Extension of eligibility period of expenditure under the European Fisheries Fund
Similarly to the item on rural development expenditure, the Commission also confirmed that it would not be extending the eligibility period for 2007-13 fisheries funding. Instead, it would look at existing flexibilities within the current legislation to assist member states.
International Year of Plant Health 2020
The presidency reported back from the food and agriculture organisation conference on 9 June, which had approved the initiative to declare 2020 the international year of plant health.
Work and Pensions
The Employment, Social Policy, Health and Consumer Affairs Council took place on 18 June 2015 in Luxembourg. Lord Freud, Minister for welfare reform, represented the UK.

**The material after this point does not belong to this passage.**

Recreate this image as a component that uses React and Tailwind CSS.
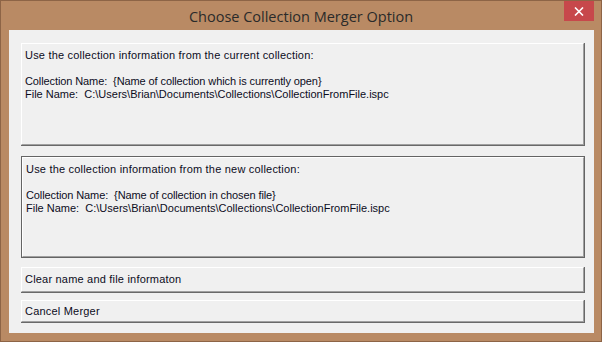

There was a policy debate on the European semester 2015. As part of the discussion, the Council sought approval of draft Council recommendations on the national reform programmes 2015 to each member state; sought endorsement of the opinions of the Employment Committee (EMCO) and the Social Protection Committee (SPC) for the assessment of the 2015 country-specific. Most Ministers welcomed the streamlined process and outlined their acceptance for their respective CSRs and endorsed the EMCO report on employment performance monitor and benchmarks. Lord Freud highlighted the progress made domestically on issues such as childcare and skills.
The Council agreed a general approach on the proposals for a Council decision on guidelines for the employment policies of the member states.

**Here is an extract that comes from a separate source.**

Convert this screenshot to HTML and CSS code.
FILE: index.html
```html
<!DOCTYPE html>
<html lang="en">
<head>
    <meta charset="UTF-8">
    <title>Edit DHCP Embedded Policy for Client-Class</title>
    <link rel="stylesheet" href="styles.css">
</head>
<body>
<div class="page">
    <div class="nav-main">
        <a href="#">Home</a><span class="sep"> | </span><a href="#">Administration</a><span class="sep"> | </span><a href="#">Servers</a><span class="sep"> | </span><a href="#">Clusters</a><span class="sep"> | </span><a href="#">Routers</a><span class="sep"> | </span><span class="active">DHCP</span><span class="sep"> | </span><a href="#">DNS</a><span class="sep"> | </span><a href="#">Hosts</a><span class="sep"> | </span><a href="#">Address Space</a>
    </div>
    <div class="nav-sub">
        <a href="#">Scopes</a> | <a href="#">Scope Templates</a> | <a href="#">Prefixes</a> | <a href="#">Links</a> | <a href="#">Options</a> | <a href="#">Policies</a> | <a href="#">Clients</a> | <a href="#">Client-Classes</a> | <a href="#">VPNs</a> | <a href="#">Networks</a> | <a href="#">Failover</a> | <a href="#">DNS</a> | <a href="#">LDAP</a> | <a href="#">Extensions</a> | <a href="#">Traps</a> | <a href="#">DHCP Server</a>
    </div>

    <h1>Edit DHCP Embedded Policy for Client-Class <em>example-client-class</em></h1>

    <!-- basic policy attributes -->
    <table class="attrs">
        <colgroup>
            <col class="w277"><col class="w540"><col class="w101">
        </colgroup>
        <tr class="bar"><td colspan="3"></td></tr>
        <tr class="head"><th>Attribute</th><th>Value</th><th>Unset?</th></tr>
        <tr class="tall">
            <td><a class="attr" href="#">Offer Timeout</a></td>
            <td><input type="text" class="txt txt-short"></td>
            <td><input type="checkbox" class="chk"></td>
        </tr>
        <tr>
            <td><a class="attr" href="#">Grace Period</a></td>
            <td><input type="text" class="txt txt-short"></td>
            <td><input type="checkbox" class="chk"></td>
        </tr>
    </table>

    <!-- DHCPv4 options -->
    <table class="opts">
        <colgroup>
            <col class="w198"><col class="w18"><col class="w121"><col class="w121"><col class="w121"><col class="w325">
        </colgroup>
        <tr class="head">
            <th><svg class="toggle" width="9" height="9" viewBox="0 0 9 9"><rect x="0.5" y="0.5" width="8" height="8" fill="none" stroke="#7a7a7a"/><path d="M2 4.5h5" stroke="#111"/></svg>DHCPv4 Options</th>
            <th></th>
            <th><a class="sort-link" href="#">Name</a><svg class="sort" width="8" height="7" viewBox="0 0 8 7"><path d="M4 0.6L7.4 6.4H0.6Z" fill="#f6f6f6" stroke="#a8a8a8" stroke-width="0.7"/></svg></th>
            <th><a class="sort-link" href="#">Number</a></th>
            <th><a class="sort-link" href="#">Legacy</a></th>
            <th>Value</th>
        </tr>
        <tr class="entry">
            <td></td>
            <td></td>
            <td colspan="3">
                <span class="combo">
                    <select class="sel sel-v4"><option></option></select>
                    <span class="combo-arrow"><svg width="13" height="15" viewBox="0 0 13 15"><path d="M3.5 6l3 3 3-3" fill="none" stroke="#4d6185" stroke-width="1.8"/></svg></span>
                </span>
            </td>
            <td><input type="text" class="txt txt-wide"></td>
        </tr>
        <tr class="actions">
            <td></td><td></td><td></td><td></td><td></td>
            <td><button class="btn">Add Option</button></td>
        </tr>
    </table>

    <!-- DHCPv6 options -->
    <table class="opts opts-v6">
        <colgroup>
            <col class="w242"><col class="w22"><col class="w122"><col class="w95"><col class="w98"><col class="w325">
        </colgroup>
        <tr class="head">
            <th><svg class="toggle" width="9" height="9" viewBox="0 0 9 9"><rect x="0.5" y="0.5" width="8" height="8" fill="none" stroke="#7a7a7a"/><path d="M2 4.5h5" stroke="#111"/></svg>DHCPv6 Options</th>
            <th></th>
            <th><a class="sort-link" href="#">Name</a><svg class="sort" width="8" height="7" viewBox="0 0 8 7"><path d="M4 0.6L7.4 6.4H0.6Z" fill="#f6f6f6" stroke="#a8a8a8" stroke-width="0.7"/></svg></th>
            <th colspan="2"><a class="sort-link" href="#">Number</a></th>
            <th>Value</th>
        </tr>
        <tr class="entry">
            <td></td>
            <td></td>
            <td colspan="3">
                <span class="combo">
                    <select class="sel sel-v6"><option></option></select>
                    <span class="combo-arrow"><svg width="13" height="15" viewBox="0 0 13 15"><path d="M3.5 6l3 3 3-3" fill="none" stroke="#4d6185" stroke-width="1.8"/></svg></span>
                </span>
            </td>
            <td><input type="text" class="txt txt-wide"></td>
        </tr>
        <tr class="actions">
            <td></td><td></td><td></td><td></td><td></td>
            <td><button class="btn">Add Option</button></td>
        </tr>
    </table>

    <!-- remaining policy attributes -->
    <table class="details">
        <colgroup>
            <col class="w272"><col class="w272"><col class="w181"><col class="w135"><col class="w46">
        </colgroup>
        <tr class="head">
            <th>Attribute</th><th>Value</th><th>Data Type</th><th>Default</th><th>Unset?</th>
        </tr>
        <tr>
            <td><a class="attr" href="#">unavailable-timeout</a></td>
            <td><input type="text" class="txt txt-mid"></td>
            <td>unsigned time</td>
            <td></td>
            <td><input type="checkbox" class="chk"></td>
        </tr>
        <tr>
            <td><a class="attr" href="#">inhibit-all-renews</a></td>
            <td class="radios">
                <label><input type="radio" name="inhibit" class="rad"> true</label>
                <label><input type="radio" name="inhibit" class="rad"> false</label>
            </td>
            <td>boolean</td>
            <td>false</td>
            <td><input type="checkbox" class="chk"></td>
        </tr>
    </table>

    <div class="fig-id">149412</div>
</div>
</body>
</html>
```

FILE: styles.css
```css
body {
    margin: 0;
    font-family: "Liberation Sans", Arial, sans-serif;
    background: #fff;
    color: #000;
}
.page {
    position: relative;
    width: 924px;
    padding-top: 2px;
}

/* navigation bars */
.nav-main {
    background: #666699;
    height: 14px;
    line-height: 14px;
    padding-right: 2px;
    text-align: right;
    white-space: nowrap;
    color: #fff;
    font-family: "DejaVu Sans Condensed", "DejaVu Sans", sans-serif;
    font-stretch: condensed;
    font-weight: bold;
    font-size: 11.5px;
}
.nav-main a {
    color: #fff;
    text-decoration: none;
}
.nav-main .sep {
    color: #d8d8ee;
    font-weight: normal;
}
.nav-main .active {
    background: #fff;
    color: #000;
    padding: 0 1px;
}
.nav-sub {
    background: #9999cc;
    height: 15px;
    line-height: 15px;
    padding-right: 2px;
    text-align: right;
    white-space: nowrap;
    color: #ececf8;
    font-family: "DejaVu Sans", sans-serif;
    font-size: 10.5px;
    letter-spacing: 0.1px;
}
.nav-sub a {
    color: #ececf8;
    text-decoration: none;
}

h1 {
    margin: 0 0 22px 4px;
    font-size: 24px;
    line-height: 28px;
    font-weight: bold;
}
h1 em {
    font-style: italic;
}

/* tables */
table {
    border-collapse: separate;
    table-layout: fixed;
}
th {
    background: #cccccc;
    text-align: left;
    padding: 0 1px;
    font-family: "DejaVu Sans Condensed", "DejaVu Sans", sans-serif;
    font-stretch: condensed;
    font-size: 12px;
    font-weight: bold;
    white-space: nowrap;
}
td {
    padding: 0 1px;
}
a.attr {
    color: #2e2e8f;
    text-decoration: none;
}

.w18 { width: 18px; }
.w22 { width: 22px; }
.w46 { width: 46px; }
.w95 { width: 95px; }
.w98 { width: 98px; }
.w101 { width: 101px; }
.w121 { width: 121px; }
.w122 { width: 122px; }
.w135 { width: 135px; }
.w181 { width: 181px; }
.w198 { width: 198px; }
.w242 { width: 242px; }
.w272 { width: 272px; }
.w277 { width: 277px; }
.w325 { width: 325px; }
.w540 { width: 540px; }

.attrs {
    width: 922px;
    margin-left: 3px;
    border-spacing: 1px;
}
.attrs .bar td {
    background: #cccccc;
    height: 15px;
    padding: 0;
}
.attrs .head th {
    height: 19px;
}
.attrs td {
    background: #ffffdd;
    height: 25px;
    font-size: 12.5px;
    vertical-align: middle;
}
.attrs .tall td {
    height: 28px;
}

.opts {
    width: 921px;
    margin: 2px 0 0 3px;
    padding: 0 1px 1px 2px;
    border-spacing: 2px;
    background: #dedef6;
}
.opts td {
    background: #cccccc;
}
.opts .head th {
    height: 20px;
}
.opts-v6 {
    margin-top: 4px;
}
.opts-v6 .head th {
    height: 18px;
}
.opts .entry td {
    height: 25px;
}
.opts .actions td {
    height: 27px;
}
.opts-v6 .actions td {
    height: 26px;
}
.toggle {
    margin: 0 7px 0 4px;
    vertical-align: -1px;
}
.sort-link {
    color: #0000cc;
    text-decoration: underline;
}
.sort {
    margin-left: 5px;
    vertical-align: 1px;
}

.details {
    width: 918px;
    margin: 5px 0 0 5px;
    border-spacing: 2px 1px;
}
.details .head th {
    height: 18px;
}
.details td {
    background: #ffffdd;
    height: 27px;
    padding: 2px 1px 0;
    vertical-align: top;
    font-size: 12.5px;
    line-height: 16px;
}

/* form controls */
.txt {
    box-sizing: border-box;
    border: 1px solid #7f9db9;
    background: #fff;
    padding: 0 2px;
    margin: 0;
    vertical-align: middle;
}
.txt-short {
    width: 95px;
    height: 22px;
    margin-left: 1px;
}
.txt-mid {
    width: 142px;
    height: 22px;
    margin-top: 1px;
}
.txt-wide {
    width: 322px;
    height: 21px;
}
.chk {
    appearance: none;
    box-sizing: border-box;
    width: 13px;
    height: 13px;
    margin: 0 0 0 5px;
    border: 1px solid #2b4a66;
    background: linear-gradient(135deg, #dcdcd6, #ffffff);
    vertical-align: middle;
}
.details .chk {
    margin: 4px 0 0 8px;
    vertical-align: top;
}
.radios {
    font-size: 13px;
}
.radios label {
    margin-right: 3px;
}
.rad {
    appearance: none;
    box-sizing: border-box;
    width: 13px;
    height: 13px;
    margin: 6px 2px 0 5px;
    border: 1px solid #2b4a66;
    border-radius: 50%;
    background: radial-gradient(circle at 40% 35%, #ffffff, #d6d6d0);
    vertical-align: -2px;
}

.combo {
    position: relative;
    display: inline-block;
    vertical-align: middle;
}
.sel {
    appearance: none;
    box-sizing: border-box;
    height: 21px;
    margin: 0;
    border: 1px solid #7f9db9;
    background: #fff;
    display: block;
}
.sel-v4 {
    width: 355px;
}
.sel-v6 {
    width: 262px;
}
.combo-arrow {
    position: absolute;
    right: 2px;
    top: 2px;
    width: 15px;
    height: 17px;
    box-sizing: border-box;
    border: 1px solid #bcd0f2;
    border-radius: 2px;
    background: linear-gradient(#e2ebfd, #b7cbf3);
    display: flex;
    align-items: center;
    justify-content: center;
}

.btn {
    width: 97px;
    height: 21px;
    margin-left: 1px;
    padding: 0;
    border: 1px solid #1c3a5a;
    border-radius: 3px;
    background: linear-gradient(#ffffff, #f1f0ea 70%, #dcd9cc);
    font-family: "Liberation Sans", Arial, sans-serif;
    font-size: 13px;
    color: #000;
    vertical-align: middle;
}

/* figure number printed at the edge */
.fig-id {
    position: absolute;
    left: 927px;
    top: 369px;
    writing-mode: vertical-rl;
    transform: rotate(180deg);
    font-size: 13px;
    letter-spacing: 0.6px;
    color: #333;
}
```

The Council adopted draft Council conclusions on European Court of Auditors’ special report No. 3/2015 “EU Youth Guarantee: first steps taken, but implementation risk ahead”; and draft Council conclusions on “Equal income opportunities for women and men: Closing the gender gap on pensions”.
The Council received progress reports on the proposal for a directive of the European Parliament and of the Council on improving the gender balance among non-executive directors of companies listed on stock exchanges and related measures; and the proposal for a Council directive on implementing the principle of equal treatment between persons irrespective of religion or belief, disability, age or sexual orientation. On women on boards in particular, the Commission hoped for a general approach at the October EPSCO Council in order for the file to be adopted by the end of the year.
Under any other business, the Latvian presidency informed the Council on current legislative proposals, and outcomes of the conferences organised by the Latvian presidency. The Commission provided information on the national Roma integration strategy—annual implementation report; and the report on the functioning of the transitional arrangements on free movement of workers from Croatia and accompanying Commission staff working document. The Luxembourg delegation provided information on the work programme of the incoming presidency, stating that it intended to make progress on the platform on undeclared work and the anti-discrimination directive and wanted to focus on inclusive growth. It also wanted to explore the challenges arising from technological developments in the workplace and the skills needed for young people to successfully enter the labour market.